The original building for San Francisco retailer I. Magnin, located on Colorado near Madison

The original building for San Francisco retailer I. Magnin, located on Colorado near Madison

The seeds of the Brantwood idea were planted in 1985. A friend asked me to lunch and took me to the top of the parking structure at the old J.W. Robinson’s department store, now Target, along Oak Knoll. His family, the Sheldons, had owned Vroman’s for nearly a century. Vroman’s current location near the Playhouse was their third. They started in Old Pasadena, moved to the Civic Center area between the wars, and then acquired the new location near El Molino in the 1950’s. From the Robinson’s garage, we saw parking lots in every direction we looked. Joel convinced me that all this land would change in our lifetime, either for the better or the worse, depending on what we did about it. 

Joel and others had a vision of something better than the tired buildings and depressing tarmac we saw. The area was in a slump. They wanted to rebuild an urban village on the cornerstones of a revitalized Playhouse and stores like Vroman’s, Jacob Maarse and the Arcade. I was working primarily in England at the time, and Joel’s vision intersected with what I was learning about European cities. The vitality of cities seems to ebb and flow depending on how they respond to the evolving human spirit - man’s need to find inspiration through connection with one another, to create community. 

Cities provide a centering to our thoughts, envelopes for churches, businesses, government and the arts. Natural elements often account for much in a city’s survival - a river or a port - but often equally important are good architectural bones that pull people together: retail designs, broad sidewalks, street trees, small parks, well-designed civic and private buildings, gracious residences that insulate residents from “too much city” but leave them connected through passageways, courtyards and vistas. 

Over the next few years we hired urban planners to help shape the vision of revitalization. Like all things Pasadena, a City task force was formed and certain principles were adopted. A brilliant leader and head of U.C. Berkeley’s architecture department, Donlyn Lyndon, gave us a blueprint in 1992. Joel and others founded a business improvement district in the early 1990’s that still functions today, the Playhouse Village Association (the PVA), cleaning the sidewalks regularly, providing security, launching initiatives. But things moved slowly - cities take time. Recessions, politics, internet competition and changing ownership slowed progress to a crawl at times. 

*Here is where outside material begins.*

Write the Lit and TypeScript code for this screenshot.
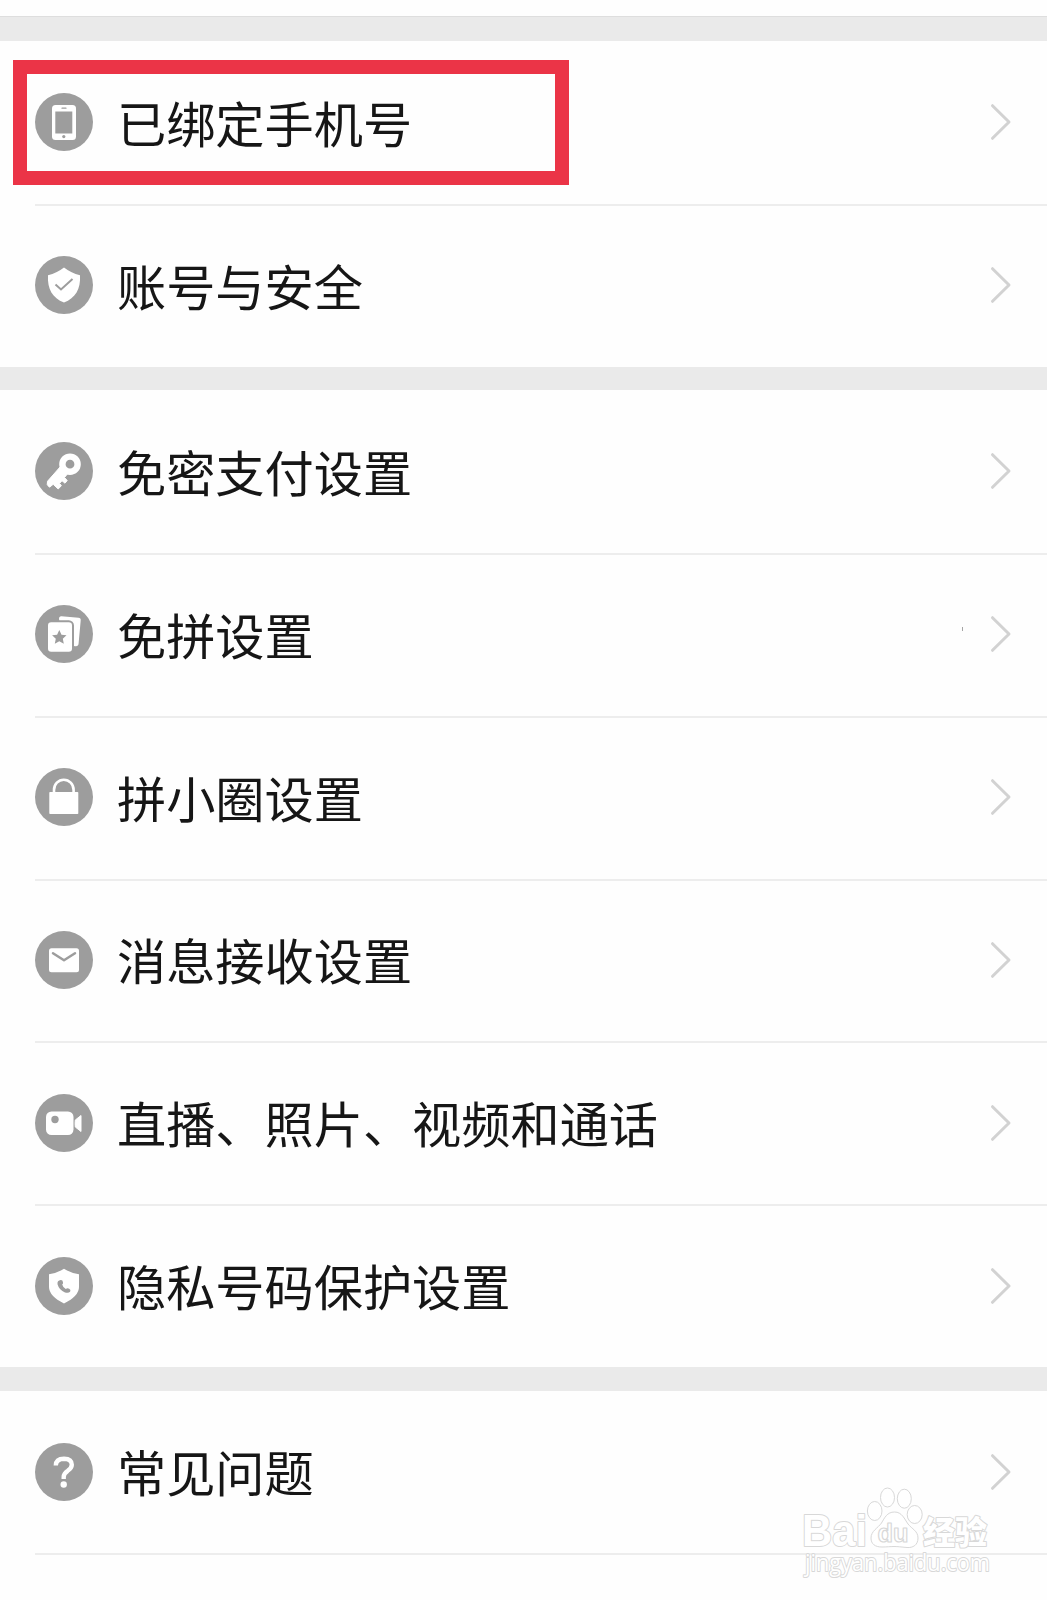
import { LitElement, html, svg, css } from "lit";
import { customElement, property } from "lit/decorators.js";

const glyphs: Record<string, unknown> = {
  phone: svg`<rect x="17" y="12" width="24" height="35" rx="3.5" fill="#fff"/><rect x="20.3" y="18.5" width="17" height="22" fill="#9d9d9d"/><path d="M27 15.2h4" stroke="#9d9d9d" stroke-width="1.2" stroke-linecap="round"/><circle cx="28.8" cy="43.6" r="1.6" fill="#9d9d9d"/>`,
  shield: svg`<path d="M29 11.5Q36 17 45 19.2C45.8 33 40.500 42 29 46.500C17.500 42 12.200 33 13 19.200Q22 17 29 11.500Z" fill="#fff"/><path d="M20.500 28.500l5.500 5L37.500 23" fill="none" stroke="#9d9d9d" stroke-width="2"/>`,
  key: svg`<circle cx="35" cy="22.200" r="7.600" fill="none" stroke="#fff" stroke-width="6.400"/><path d="M25.500 24.500L12.500 39.300Q11 43 14.500 45.200L18.200 42.300L23.200 47L26.400 43.700L24.500 41.400L27 38.700L30 41.200L32.200 38.500L29.500 35.500L33 31.200Z" fill="#fff" stroke="#fff" stroke-width="1" stroke-linejoin="round"/>`,
  cards: svg`<path d="M26.500 11.200L43.500 12.800Q46 13 45.700 15.500L43.600 38.500Q43.300 41.500 40.500 41.200L30 40L24 14Q24 11 26.500 11.200Z" fill="#fff"/><rect x="12" y="16.200" width="26" height="31.500" rx="4.200" fill="#fff" stroke="#9d9d9d" stroke-width="2"/><path d="M24.300 25l2.200 4.700 5 .6-3.700 3.500 1 5-4.500-2.500-4.500 2.500 1-5-3.700-3.500 5-.6z" fill="#9d9d9d"/>`,
  lock: svg`<path d="M19 25.500V22a9.800 10.300 0 0 1 19.600 0V25.500" fill="none" stroke="#fff" stroke-width="2.600"/><rect x="14.300" y="24" width="29" height="22" rx=".8" fill="#fff"/>`,
  mail: svg`<rect x="14" y="17.200" width="30" height="24" rx="2.500" fill="#fff"/><path d="M18 22.200L29 29.300L40 22.200" fill="none" stroke="#9d9d9d" stroke-width="2.500" stroke-linecap="round" stroke-linejoin="round"/>`,
  camera: svg`<rect x="11" y="17.500" width="27.500" height="23.500" rx="5.500" fill="#fff"/><circle cx="20" cy="25.500" r="3.700" fill="#9d9d9d"/><path d="M46 21.500V37.500L40.300 33Q39.800 29.500 40.300 26Z" fill="#fff" stroke="#fff" stroke-linejoin="round"/>`,
  guard: svg`<path d="M29 11.800Q35.500 16 44 17.200V30Q44 39 29 46.500Q14 39 14 30V17.200Q22.500 16 29 11.800Z" fill="#fff"/><path d="M25.800 23Q27.700 22.900 28 25.200Q28.300 26.800 27.200 27.600Q27.800 30.300 30.800 32.100Q32.300 30.700 34.200 31.800Q36.200 33 35.100 34.700Q33.500 36.600 30 35.400Q24.200 33.200 22.500 27.200Q22 23.600 25.800 23Z" fill="#9d9d9d"/>`,
  question: svg`<path d="M20.800 22.500Q21 15.700 29 15.700Q36.800 15.900 36.800 21.800Q36.800 25 32.700 27.800Q28.700 30.400 28.700 34V36" fill="none" stroke="#fff" stroke-width="4.400"/><circle cx="28.700" cy="41.500" r="3.200" fill="#fff"/>`,
};

@customElement("settings-row")
class SettingsRow extends LitElement {
  @property() icon = "";
  @property() label = "";
  @property({ type: Boolean }) marked = false;

  static styles = css`
    :host { display: flex; position: relative; box-sizing: border-box; height: 162.9px; padding: 0 34.5px 0 35px; align-items: center; }
    .icon { width: 58px; height: 58px; flex: none; }
    .label { flex: 1; margin-left: 24px; padding-bottom: 1px; font-size: 49.2px; line-height: 70px; color: #161616; white-space: nowrap; }
    .chevron { width: 24px; height: 40px; flex: none; }
    .mark { position: absolute; left: 13px; top: 19px; width: 556px; height: 125px; box-sizing: border-box; border: 14px solid #eb3447; }
  `;

  render() {
    return html`
      <svg class="icon" viewBox="0 0 58 58"><circle cx="29" cy="29" r="29" fill="#9d9d9d"/>${glyphs[this.icon]}</svg>
      <span class="label">${this.label}</span>
      <svg class="chevron" viewBox="0 0 24 40"><path d="M3.500 3.700L20 20L3.500 36.300" fill="none" stroke="#d2d2d2" stroke-width="3" stroke-linecap="round" stroke-linejoin="round"/></svg>
      ${this.marked ? html`<div class="mark"></div>` : ""}
    `;
  }
}

const groups = [
  [["phone", "已绑定手机号"], ["shield", "账号与安全"]],
  [["key", "免密支付设置"], ["cards", "免拼设置"], ["lock", "拼小圈设置"], ["mail", "消息接收设置"], ["camera", "直播、照片、视频和通话"], ["guard", "隐私号码保护设置"]],
  [["question", "常见问题"]],
];

@customElement("app-root")
class AppRoot extends LitElement {
  static styles = css`
    :host { display: block; position: relative; box-sizing: border-box; height: 1600px; padding-top: 16px; overflow: hidden; background: #fefefe; font-family: "Noto Sans CJK SC", sans-serif; }
    .band { height: 23.300px; background: #eaeaea; }
    .band.first { height: 24.800px; box-sizing: border-box; border-top: 1px solid #dedede; }
    .line { height: 2px; margin: 0 0 -2px 35px; background: #ededed; }
    .speck { position: absolute; left: 962px; top: 627px; width: 1px; height: 4px; background: #a5a5a5; }
    .watermark { position: absolute; left: 780px; top: 1480px; width: 267px; height: 120px; }
    .watermark text { paint-order: stroke; stroke-width: 2px; stroke-linejoin: round; }
    .watermark .paw-text { paint-order: normal; stroke-width: 1.2px; }
  `;

  render() {
    return html`
      ${groups.map((rows, g) => html`
        <div class="band ${g === 0 ? "first" : ""}"></div>
        ${rows.map(([icon, label], i) => html`
          <settings-row .icon=${icon} .label=${label} .marked=${icon === "phone"}></settings-row>
          ${i < rows.length - 1 || g === groups.length - 1 ? html`<div class="line"></div>` : ""}
        `)}
      `)}
      <div class="speck"></div>
      <svg class="watermark" viewBox="0 0 267 120" fill="#fff" stroke="#d8d8d8" stroke-width="1">
        <text x="22" y="66" font-family="Liberation Sans" font-weight="700" font-size="43.500" textLength="65" lengthAdjust="spacingAndGlyphs">Bai</text>
        <ellipse cx="94.700" cy="31" rx="7.300" ry="9.500"/>
        <ellipse cx="107.500" cy="17.500" rx="7" ry="9.500"/>
        <ellipse cx="124.300" cy="18.700" rx="7" ry="9.500"/>
        <ellipse cx="134.700" cy="34.500" rx="7.500" ry="9"/>
        <path d="M114.500 32C122 32 124.500 39 128 44C132 49 138 51 138 58C138 65 133 68 127 67.500C121 67 118 66.500 114 66.500C110 66.500 107 67 102 67C95 67 91 64 91 58C91 51 98 48 101.500 43C104.500 38 107 32 114.500 32Z"/>
        <text class="paw-text" x="97.500" y="61.500" font-family="Liberation Sans" font-weight="700" font-size="26" textLength="31" lengthAdjust="spacingAndGlyphs">du</text>
        <text x="143" y="64" font-size="32" font-weight="900" font-family="Noto Sans CJK SC" textLength="64">经验</text>
        <text x="25" y="91" font-family="Open Sans" font-size="24" textLength="185" lengthAdjust="spacingAndGlyphs">jingyan.baidu.com</text>
      </svg>
    `;
  }
}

Now Covid-19 has hit. Vroman’s itself faces an existential crisis. Having survived Barnes & Noble, Borders and Amazon, and countless other market forces since it was founded in 1894, Vroman’s needs its customers back to survive and thrive as an independent bookstore. Laemmle’s may need to sell. 2022 can’t come fast enough. 

In the meantime, however, the economic downturn of the pandemic has enabled restaurants to spill out on to Colorado, exciting many about outdoor dining in the Village. And after 32 years since the first drawing of a neighborhood park was presented to City Council for the parking lot at Union and El Molino, Council is poised to approve the Village’s first green space. Construction starts next year. A beautiful new apartment building designed by Stefanos Polyzoides is going up across the street on El Molino. Some things in the neighborhood are looking up. 

Most importantly, the Playhouse itself is going through an unparalleled revival. Under an extraordinary young leader, Danny Feldman, who reflects the passions and skills of the first Playhouse leader, Gilmore Brown, the Playhouse, which had to shutter live performance with the pandemic, is surviving, transforming into a digital theater (Playhouse Live) and quietly rebuilding as never before. More on that story will come in another column.